Data paparan Kepala BNPT Komjen Boy Rafli Amar, dalam rapat dengar pendapat dengan Komisi III DPR, akhir Januari lalu, mengatakan telah mencatat adanya 600 akun berpotensi radikal. Sebanyak 650 berkonten propaganda paham radikalisme dengan 409 konten bersifat umum dan informasi serangan, 147 konten anti NKRI, 85 konten anti Pancasila, 7 konten intoleran dan 2 konten berkaitan dengan paham takfiri.
Kian mengkhawatirkan, mereka yang terpapar paham radikalis, takfiri, dan fundamentalis bukan kalangan rakyat biasa. Segenap penyelenggara negara, seperti guru, tenaga kesehatan, bahkan TNI dan Polri ikut terpapar paham ini. Pemerintah, TNI dan Polri tentu perlu terus bersih bersih kedalaman.
Langkah pemerintah melarang Hizbut Tahrir Indonesia (HTI) yang bercita cita mengganti Pancasila dengan Khilafah Islamiyah, serta membubarkan Front Pembela Islam (FPI) yang berulang kali melakukan kekerasan atas nama Islam, sama sekali tidak membunuh gerakan radikalisme berkedok agama dan cita cita mengganti ideologi Pancasila.
Demokrasi yang kita kembangkan bagaikan pisau bermata dua. Atas nama kebebasan dalam demokrasi, mereka tumbuh, dan berbagai sokongan dari gerakan transnasional-internasional baik dalam bentuk biaya, logistik, maupun jaringan. Mereka akan menemukan momentumnya ketika menemukan poros politik di berbagai momentum elektoral.

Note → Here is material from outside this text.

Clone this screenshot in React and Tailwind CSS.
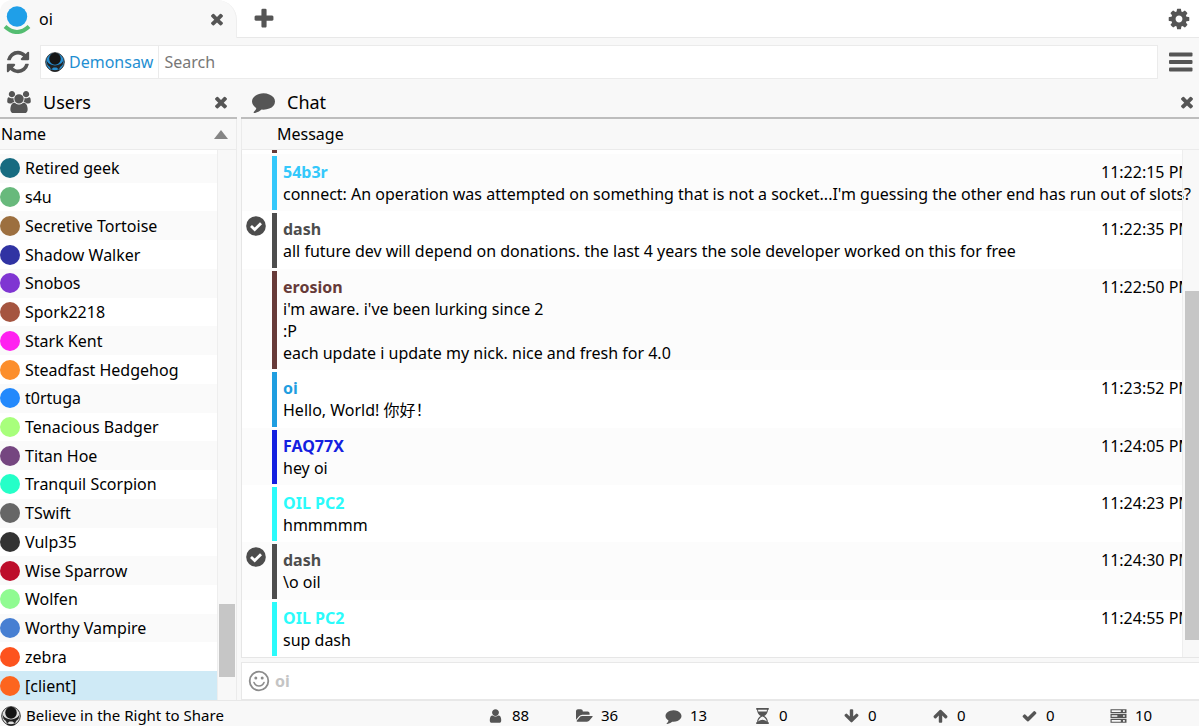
const ICONS = {
  times: 'M1490 1322q0 40-28 68l-136 136q-28 28-68 28t-68-28l-294-294-294 294q-28 28-68 28t-68-28l-136-136q-28-28-28-68t28-68l294-294-294-294q-28-28-28-68t28-68l136-136q28-28 68-28t68 28l294 294 294-294q28-28 68-28t68 28l136 136q28 28 28 68t-28 68l-294 294 294 294q28 28 28 68z',
  plus: 'M1600 736v192q0 40-28 68t-68 28h-416v416q0 40-28 68t-68 28h-192q-40 0-68-28t-28-68v-416h-416q-40 0-68-28t-28-68v-192q0-40 28-68t68-28h416v-416q0-40 28-68t68-28h192q40 0 68 28t28 68v416h416q40 0 68 28t28 68z',
  cog: 'M1152 896q0-106-75-181t-181-75-181 75-75 181 75 181 181 75 181-75 75-181zm512-109v222q0 12-8 23t-20 13l-185 28q-19 54-39 91 35 50 107 138 10 12 10 25t-9 23q-27 37-99 108t-94 71q-12 0-26-9l-138-108q-44 23-91 38-16 136-29 186-7 28-36 28h-222q-14 0-24.5-8.5t-11.5-21.5l-28-184q-49-16-90-37l-141 107q-10 9-25 9-14 0-25-11-126-114-165-168-7-10-7-23 0-12 8-23 15-21 51-66.5t54-70.5q-27-50-41-99l-183-27q-13-2-21-12.5t-8-23.5v-222q0-12 8-23t19-13l186-28q14-46 39-92-40-57-107-138-10-12-10-24 0-10 9-23 26-36 98.5-107.5t94.5-71.5q13 0 26 10l138 107q44-23 91-38 16-136 29-186 7-28 36-28h222q14 0 24.5 8.5t11.5 21.5l28 184q49 16 90 37l142-107q9-9 24-9 13 0 25 10 129 119 165 170 7 8 7 22 0 12-8 23-15 21-51 66.5t-54 70.5q26 50 41 98l183 28q13 2 21 12.5t8 23.5z',
  refresh: 'M1639 1056q0 5-1 7-64 268-268 434.5t-478 166.5q-146 0-282.5-55t-243.5-157l-129 129q-19 19-45 19t-45-19-19-45v-448q0-26 19-45t45-19h448q26 0 45 19t19 45-19 45l-137 137q71 66 161 102t187 36q134 0 250-65t186-179q11-17 53-117 8-23 30-23h192q13 0 22.5 9.5t9.5 22.5zm25-800v448q0 26-19 45t-45 19h-448q-26 0-45-19t-19-45 19-45l138-138q-148-137-349-137-134 0-250 65t-186 179q-11 17-53 117-8 23-30 23h-199q-13 0-22.5-9.5t-9.5-22.5v-7q65-268 270-434.5t480-166.5q146 0 284 55.5t245 156.5l130-129q19-19 45-19t45 19 19 45z',
  users: 'M593 896q-162 5-265 128h-134q-82 0-138-40.5t-56-118.5q0-353 124-353 6 0 43.5 21t97.5 42.5 119 21.5q67 0 133-23-5 37-5 66 0 139 81 256zm1071 637q0 120-73 189.5t-194 69.5h-874q-121 0-194-69.5t-73-189.5q0-53 3.5-103.5t14-109 26.5-108.5 43-97.5 62-81 85.5-53.5 111.5-20q10 0 43 21.5t73 48 107 48 135 21.5 135-21.5 107-48 73-48 43-21.5q61 0 111.5 20t85.5 53.5 62 81 43 97.5 26.5 108.5 14 109 3.5 103.5zm-1024-1277q0 106-75 181t-181 75-181-75-75-181 75-181 181-75 181 75 75 181zm704 384q0 159-112.5 271.5t-271.5 112.5-271.5-112.5-112.5-271.5 112.5-271.5 271.5-112.5 271.5 112.5 112.5 271.5zm576 225q0 78-56 118.5t-138 40.5h-134q-103-123-265-128 81-117 81-256 0-29-5-66 66 23 133 23 59 0 119-21.5t97.5-42.5 43.5-21q124 0 124 353zm-128-609q0 106-75 181t-181 75-181-75-75-181 75-181 181-75 181 75 75 181z',
  comment: 'M1792 896q0 174-120 321.5t-326 233-450 85.5q-70 0-145-8-198 175-460 242-49 14-114 22-17 2-30.5-9t-17.5-29v-1q-3-4-.5-12t2-10 4.5-9.5l6-9 7-8.5 8-9q7-8 31-34.5t34.5-38 31-39.5 32.5-51 27-59 26-76q-157-89-247.5-220t-90.5-281q0-130 71-248.5t191-204.5 286-136.5 348-50.5q244 0 450 85.5t326 233 120 321.5z',
  user: 'M1536 1399q0 109-62.5 187t-150.5 78h-854q-88 0-150.5-78t-62.5-187q0-85 8.5-160.5t31.5-152 58.5-131 94-89 134.5-34.5q131 128 313 128t313-128q76 0 134.5 34.5t94 89 58.5 131 31.5 152 8.5 160.5zm-256-887q0 159-112.5 271.5t-271.5 112.5-271.5-112.5-112.5-271.5 112.5-271.5 271.5-112.5 271.5 112.5 112.5 271.5z',
  folder: 'M1879 952q0 31-31 66l-336 396q-43 51-120.5 86.5t-143.5 35.5h-1088q-34 0-60.5-13t-26.5-43q0-31 31-66l336-396q43-51 120.5-86.5t143.5-35.5h1088q34 0 60.5 13t26.5 43zm-343-344v160h-832q-94 0-197 47.5t-164 119.5l-337 396-5 6q0-4-.5-12.5t-.5-12.5v-960q0-92 66-158t158-66h320q92 0 158 66t66 158v32h544q92 0 158 66t66 158z',
  hourglass: 'M192 0h1408v192h-96c0 340-170 560-410 704 240 144 410 364 410 704h96v192h-1408v-192h96c0-340 170-560 410-704-240-144-410-364-410-704h-96zM400 192c0 80 12 140 30 200h932c18-60 30-120 30-200zM896 960c-250 90-430 290-480 560 140-120 320-200 480-200s340 80 480 200c-50-270-230-470-480-560z',
  down: 'M1675 832q0 53-37 90l-651 652q-39 37-91 37-53 0-90-37l-651-652q-38-36-38-90 0-53 38-91l74-75q39-37 91-37 53 0 90 37l294 294v-704q0-52 38-90t90-38h128q52 0 90 38t38 90v704l294-294q37-37 90-37 52 0 91 37l75 75q37 39 37 91z',
  up: 'M1675 971q0 51-37 90l-75 75q-38 38-91 38-54 0-90-38l-294-293v704q0 52-37.5 84.5t-90.5 32.5h-128q-53 0-90.5-32.5t-37.5-84.5v-704l-294 293q-36 38-90 38t-90-38l-75-75q-38-38-38-90 0-53 38-91l651-651q35-37 90-37 54 0 91 37l651 651q37 39 37 91z',
  check: 'M1671 566q0 40-28 68l-724 724-136 136q-28 28-68 28t-68-28l-136-136-362-362q-28-28-28-68t28-68l136-136q28-28 68-28t68 28l294 295 656-657q28-28 68-28t68 28l136 136q28 28 28 68z',
  server: 'M0 128h1792v448h-1792zM128 256v192h1024v-192zM1408 256v192h192v-192zM0 672h1792v448h-1792zM128 800v192h640v-192zM1408 800v192h192v-192zM0 1216h1792v448h-1792zM128 1344v192h1024v-192zM1408 1344v192h192v-192z',
};

const USERS = [
  { name: 'Retired geek', color: '#176b80' },
  { name: 's4u', color: '#68b97c' },
  { name: 'Secretive Tortoise', color: '#9c6f3f' },
  { name: 'Shadow Walker', color: '#3033a3' },
  { name: 'Snobos', color: '#7f35d2' },
  { name: 'Spork2218', color: '#a55540' },
  { name: 'Stark Kent', color: '#ff21f0' },
  { name: 'Steadfast Hedgehog', color: '#fc8e2c' },
  { name: 't0rtuga', color: '#2389fc' },
  { name: 'Tenacious Badger', color: '#a8ff7c' },
  { name: 'Titan Hoe', color: '#754680' },
  { name: 'Tranquil Scorpion', color: '#25ffc8' },
  { name: 'TSwift', color: '#666666' },
  { name: 'Vulp35', color: '#333333' },
  { name: 'Wise Sparrow', color: '#bd0d2b' },
  { name: 'Wolfen', color: '#90fb92' },
  { name: 'Worthy Vampire', color: '#477fd2' },
  { name: 'zebra', color: '#fd531e' },
  { name: '[client]', color: '#fd651e', selected: true },
];

const MESSAGES = [
  { name: '54b3r', color: '#34c8fb', time: '11:22:15 PM', lines: ["connect: An operation was attempted on something that is not a socket...I'm guessing the other end has run out of slots?"] },
  { name: 'dash', color: '#4d4d4d', time: '11:22:35 PM', verified: true, lines: ['all future dev will depend on donations. the last 4 years the sole developer worked on this for free'] },
  { name: 'erosion', color: '#663a38', time: '11:22:50 PM', lines: ["i'm aware. i've been lurking since 2", ':P', 'each update i update my nick. nice and fresh for 4.0'] },
  { name: 'oi', color: '#1f9ee0', time: '11:23:52 PM', lines: ['Hello, World! 你好！'] },
  { name: 'FAQ77X', color: '#1420e0', time: '11:24:05 PM', lines: ['hey oi'] },
  { name: 'OIL PC2', color: '#2bfbfb', time: '11:24:23 PM', lines: ['hmmmmm'] },
  { name: 'dash', color: '#4d4d4d', time: '11:24:30 PM', verified: true, lines: ['\\o oil'] },
  { name: 'OIL PC2', color: '#2bfbfb', time: '11:24:55 PM', lines: ['sup dash'] },
];

const STATS = [
  { icon: 'user', label: 'Users', value: 88 },
  { icon: 'folder', label: 'Folders', value: 36, wide: true },
  { icon: 'comment', label: 'Messages', value: 13 },
  { icon: 'hourglass', label: 'Queued', value: 0 },
  { icon: 'down', label: 'Downloads', value: 0 },
  { icon: 'up', label: 'Uploads', value: 0 },
  { icon: 'check', label: 'Completed', value: 0 },
  { icon: 'server', label: 'Servers', value: 10 },
];

export default function App() {
  return (
    <div className="h-screen flex flex-col overflow-hidden bg-[#f8f8f8] text-black text-base font-['Noto_Sans','Noto_Sans_CJK_SC',sans-serif]">
      <TabBar />
      <Toolbar />
      <main className="flex-1 min-h-0 flex gap-1">
        <UsersPanel />
        <ChatPanel />
      </main>
      <StatusBar />
    </div>
  );
}

function Icon({ name, className, wide }) {
  return (
    <svg viewBox={wide ? '0 0 1920 1792' : '0 0 1792 1792'} className={className} fill="currentColor" fillRule="evenodd" aria-hidden="true">
      <path d={ICONS[name]} />
    </svg>
  );
}

function IconButton({ label, children, className }) {
  return (
    <button type="button" aria-label={label} className={`shrink-0 flex items-center justify-center text-[#555555] ${className || ''}`}>
      {children}
    </button>
  );
}

function TabBar() {
  return (
    <header className="h-[38px] shrink-0 flex bg-white">
      <div className="w-[237px] shrink-0 flex items-center pl-[3px] pr-2.5 bg-[#f8f8f8] border-r border-[#eeeeee] rounded-tr-[20px] rounded-tl-[12px]">
        <svg viewBox="0 0 28 30" className="w-7 h-[30px]" aria-hidden="true">
          <circle cx="14" cy="12.5" r="10.2" fill="#1f9fe8" />
          <path d="M2 22.5Q14 33.500 26 22.500" fill="none" stroke="#54bd71" strokeWidth="4" />
        </svg>
        <span className="flex-1 pl-2">oi</span>
        <IconButton label="Close tab">
          <Icon name="times" className="w-[18px] h-[18px]" />
        </IconButton>
      </div>
      <div className="flex-1 flex items-center justify-between pl-[15px] pr-2 border-b border-[#e8e8e8]">
        <IconButton label="New tab">
          <Icon name="plus" className="w-6 h-6" />
        </IconButton>
        <IconButton label="Settings">
          <Icon name="cog" className="w-6 h-6" />
        </IconButton>
      </div>
    </header>
  );
}

function DemonLogo({ className, color }) {
  return (
    <svg viewBox="0 0 20 20" className={className} aria-hidden="true">
      <circle cx="10" cy="10" r="9.300" fill={color} stroke="#333333" strokeWidth="1" />
      <path d="M1.500 8.500Q4 13 10 13.500Q16 13 18.500 8.500L17.500 13Q14.500 14.500 14 17.500L11.500 15.500H8.500L6 17.500Q5.500 14.500 2.500 13Z" fill="#222222" />
      <ellipse cx="10" cy="6.800" rx="5.800" ry="6" fill="#151515" />
      <path d="M6 18Q10 20 14 18" fill="none" stroke="#222222" strokeWidth="1.500" />
    </svg>
  );
}

function Toolbar() {
  return (
    <div className="h-12 shrink-0 flex items-center">
      <IconButton label="Refresh" className="w-10 pr-[5px]">
        <Icon name="refresh" className="w-[26px] h-[26px]" />
      </IconButton>
      <div className="flex-1 h-[34px] flex bg-white border border-[#ebebeb]">
        <button type="button" className="flex items-center gap-1 pl-1 pr-[5px] border-r border-[#ebebeb] text-[#1f8fd2]">
          <DemonLogo className="w-5 h-5" color="#278fd2" />
          Demonsaw
        </button>
        <input type="search" aria-label="Search" placeholder="Search" className="flex-1 min-w-0 px-[5px] outline-none placeholder:text-[#777777]" />
      </div>
      <IconButton label="Menu" className="w-[41px] pl-1">
        <svg viewBox="0 0 24 20" className="w-6 h-5" fill="currentColor" aria-hidden="true">
          <rect x="0" y="0.500" width="23.500" height="4" rx="1" />
          <rect x="0" y="8" width="23.500" height="4" rx="1" />
          <rect x="0" y="15.500" width="23.500" height="4" rx="1" />
        </svg>
      </IconButton>
    </div>
  );
}

function PanelHeader({ title, icon, closeLabel, className }) {
  return (
    <div className={`h-[33px] shrink-0 flex items-center border-b-2 border-[#bdbdbd] ${className}`}>
      {icon}
      <h2 className="flex-1 text-lg">{title}</h2>
      <IconButton label={closeLabel}>
        <Icon name="times" className="w-[18px] h-[18px]" />
      </IconButton>
    </div>
  );
}

function UsersPanel() {
  return (
    <section className="w-[237px] shrink-0 flex flex-col">
      <PanelHeader
        title="Users"
        closeLabel="Close users"
        className="pl-[7px] pr-[7px]"
        icon={<Icon name="users" wide className="w-6 h-[22px] mr-3 text-[#555555]" />}
      />
      <button type="button" className="h-[31px] shrink-0 flex items-center justify-between pl-px pr-2 border-r border-b border-[#ebebeb]">
        Name
        <svg viewBox="0 0 14 9" className="w-3.5 h-[9px]" aria-hidden="true">
          <path d="M7 0L14 9H0Z" fill="#858585" />
        </svg>
      </button>
      <div className="flex-1 min-h-0 flex border-r border-[#ebebeb]">
        <ul className="flex-1 flex flex-col pt-1 bg-white">
          {USERS.map((user) => (
            <li
              key={user.name}
              className={`flex-1 min-h-0 flex items-center gap-[5px] ${user.selected ? 'bg-[#cfeaf6]' : 'odd:bg-[#fafafa]'}`}
            >
              <span className="w-5 h-5 shrink-0 rounded-full" style={{ backgroundColor: user.color }} />
              {user.name}
            </li>
          ))}
        </ul>
        {/* Scrollbar */}
        <div className="w-[19px] flex flex-col justify-end px-px pb-[23px] border-l border-[#eeeeee]">
          <div className="h-[73px] bg-[#c6c6c6]" />
        </div>
      </div>
    </section>
  );
}

function ChatPanel() {
  return (
    <section className="flex-1 min-w-0 flex flex-col">
      <PanelHeader
        title="Chat"
        closeLabel="Close chat"
        className="pl-[11px] pr-[3px]"
        icon={<Icon name="comment" className="w-[23px] h-[23px] mr-3 text-[#555555]" />}
      />
      <div className="h-[31px] shrink-0 flex items-center pl-[35px] border-l border-b border-[#ebebeb]">Message</div>
      <div className="flex-1 min-h-0 flex border-l border-b border-[#e6e6e6]">
        <ol className="flex-1 min-w-0 flex flex-col bg-white">
          {/* Tail of the message scrolled out of view */}
          <li className="h-1 shrink-0 pl-[30px]" aria-hidden="true">
            <div className="w-[5px] h-[3px] bg-[#663a38]" />
          </li>
          {MESSAGES.map((message) => (
            <Message key={message.time} message={message} />
          ))}
        </ol>
        {/* Scrollbar */}
        <div className="w-[17px] flex flex-col justify-end pl-0.5 pb-[17px] border-l border-[#eeeeee]">
          <div className="h-[349px] bg-[#c6c6c6]" />
        </div>
      </div>
      <label className="h-[38px] mt-1 shrink-0 flex items-center gap-[5px] pl-1.5 bg-white border border-r-0 border-[#e8e8e8]">
        <svg viewBox="0 0 22 22" className="w-[22px] h-[22px] text-[#8c8c8c]" fill="none" stroke="currentColor" aria-hidden="true">
          <circle cx="11" cy="11" r="9.300" strokeWidth="1.800" />
          <circle cx="7.800" cy="8" r="1.500" fill="currentColor" stroke="none" />
          <circle cx="14.200" cy="8" r="1.500" fill="currentColor" stroke="none" />
          <path d="M6 12.500Q7.500 16 11 16T16 12.500" strokeWidth="1.600" strokeLinecap="round" />
        </svg>
        <input type="text" aria-label="Message" placeholder="oi" className="flex-1 min-w-0 font-bold outline-none placeholder:text-[#c4c4c4]" />
      </label>
    </section>
  );
}

function Message({ message }) {
  return (
    <li className="grow flex even:bg-[#fcfcfc]">
      <div className="w-[30px] shrink-0 pl-1 pt-[5px]">
        {message.verified && (
          <svg viewBox="0 0 20 20" className="w-5 h-5" aria-label="Verified">
            <circle cx="10" cy="10" r="9.800" fill="#4d4d4d" />
            <path d="M5 10L8.700 13.500L15 7.200" fill="none" stroke="#ffffff" strokeWidth="2.800" />
          </svg>
        )}
      </div>
      <div className="w-[5px] shrink-0 mt-0.5 mb-px" style={{ backgroundColor: message.color }} />
      <div className="flex-1 min-w-0 pl-1.5 pt-[7px] pb-1.5 leading-[22px]">
        <div className="flex justify-between">
          <span className="font-bold" style={{ color: message.color }}>{message.name}</span>
          <time className="w-[81px] overflow-hidden whitespace-nowrap">{message.time}</time>
        </div>
        {message.lines.map((line) => (
          <p key={line} className="whitespace-nowrap">{line}</p>
        ))}
      </div>
    </li>
  );
}

function StatusBar() {
  return (
    <footer className="h-[26px] shrink-0 flex items-center justify-between border-t border-[#e8e8e8] pt-1 pl-px text-[15px]">
      <div className="flex items-center gap-[5px]">
        <DemonLogo className="w-5 h-5" color="#dddddd" />
        Believe in the Right to Share
      </div>
      <ul className="w-[712px] grid grid-cols-8">
        {STATS.map((stat) => (
          <li key={stat.label} className="flex items-center gap-2">
            <Icon name={stat.icon} wide={stat.wide} className="w-[17px] h-4 text-[#555555]" />
            <span aria-label={stat.label}>{stat.value}</span>
          </li>
        ))}
      </ul>
    </footer>
  );
}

Pilkada Jakarta 2017 menjadi bukti faktual, kelompok kelompok radikal tersebut blocking ke salah satu kandidat, dan mengeksploitasi agama demi memobilisasi dukungan.
Kita patut khawatir namun harus antisipatif, sesaat lagi kita menghadapi tahun politik. Semasa Pemerintahan Joko Widodo, berbagai kaum radikalis, fundamentalis, dan takfiri tiada tempat beraktivitas. Mereka tidak sepenuhnya hilang, aktor aktor dan jaringannya tiarap, sampai menemukan momentum untuk bangkit kembali. Mereka menantikan kekuatan politik yang pas sebagai semang, untuk mendapatkan keuntungan yang mutualistis.
Pileg dan Pilpres 2024 sangat berpeluang dijadikan momentum oleh kelompok kelompok ini untuk momentum konsolidasi. Tanda tandanya mereka sudah mulai menemukan poros politik itu. Mereka mengharapkan imbal hasil perlindungan, dan diakui eksistensinya merangsek kembali ditengah tengah kehidupan sosial rakyat.
Saya tidak perlu menakut nakuti, jika suatu saat mereka besar dan memiliki segenap kekuatan politik secara struktural, bukan tidak mungkin poros politik yang selama ini melindungi mereka yang akan mereka gusur, bahkan eksistensi Negara Kesatuan Republik Indonesia pun akan mereka bubarkan. Oleh sebab kita semua perlu komitmen, jangan hanya momentum keuntungan sesaat saja kita raih, tetapi harga yang harus kita bayar sangat mahal dikemudian hari, yakni pertaruhan Indonesia yang damai, toleran, dan melindungi berbagai kelompok budaya yang majemuk di bawah naungan NKRI.